Another letter, to the noble Lord, Lord Flight, on his points, was sent from my noble friend Lord Howell, who has kindly sent copies to other participants on these debates. The very acceptable reply gives ample intellectual and practical cover for the notion of the Government now having the imagination to remove some of the other sub-subsection areas from the classification of being subject to a referendum. We therefore concentrated on the three, four or five areas which could be retained—we differ on those, although some people say we differ only on the euro—starting with euro inclusion, which is generally regarded as the most important, as already supported widely in the Chamber in recent debates. We will therefore reduce the future nightmare for hapless Ministers suffering agonies of confusion in the Council of Ministers and receiving the wrath of their counterparts for paralysing the Union on literal trivialities.

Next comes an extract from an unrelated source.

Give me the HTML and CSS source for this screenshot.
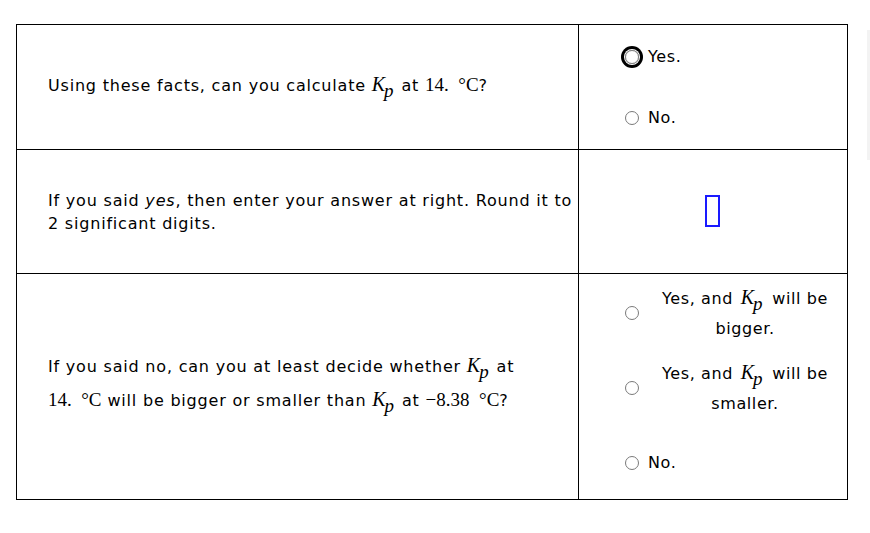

When a Bill is complex and incomprehensible, and far too verbose and heavy because it has to cover so many points, I feel sorry for the government draftsmen who have to assemble it—in quite a short time, I imagine. They would probably regret it, and wish to look at it again. When you feel it is complex and incomprehensible, you turn to the Explanatory Memorandum, but that does not help at all. In respect of what the noble Lord, Lord Kerr, was saying when he was particularly concerned about subjection (5)(i) and (j) of Clause 6, paragraphs 78 and 80 on page 18 of the Explanatory Memorandum show once again how obnoxious Clause 6 is compared to the earlier clauses. I will not go into detail, or I will take too long. However, the last part of paragraph 80 refers to moving from unanimity to qualified majority voting:

“This is in line with the provisions of subsection (5)(b) above. Such a move would not require a referendum, however, if a referendum had already been held to approve a decision to move from unanimity to qualified majority voting in accordance with subsection (5)(i) in the same area of enhanced co-operation. To do so would in effect mean holding a referendum on whether to change the role of the European Parliament or not, and would not be a transfer of power or competence”.

I suppose that you might say that that would be literally true, subject to carefully re-reading it again. However, the noble Lord, Lord Hannay, talks about throwing the key through the window. That would not, of course, be a good idea because some sensible pro-European pragmatists would pick up the key. They would find it in the street, come back in and unlock the secrets. You have to put it down a hole to ensure that the whole thing is abandoned. An explanation like that shows the bad quality of a badly drafted Bill, particularly this clause.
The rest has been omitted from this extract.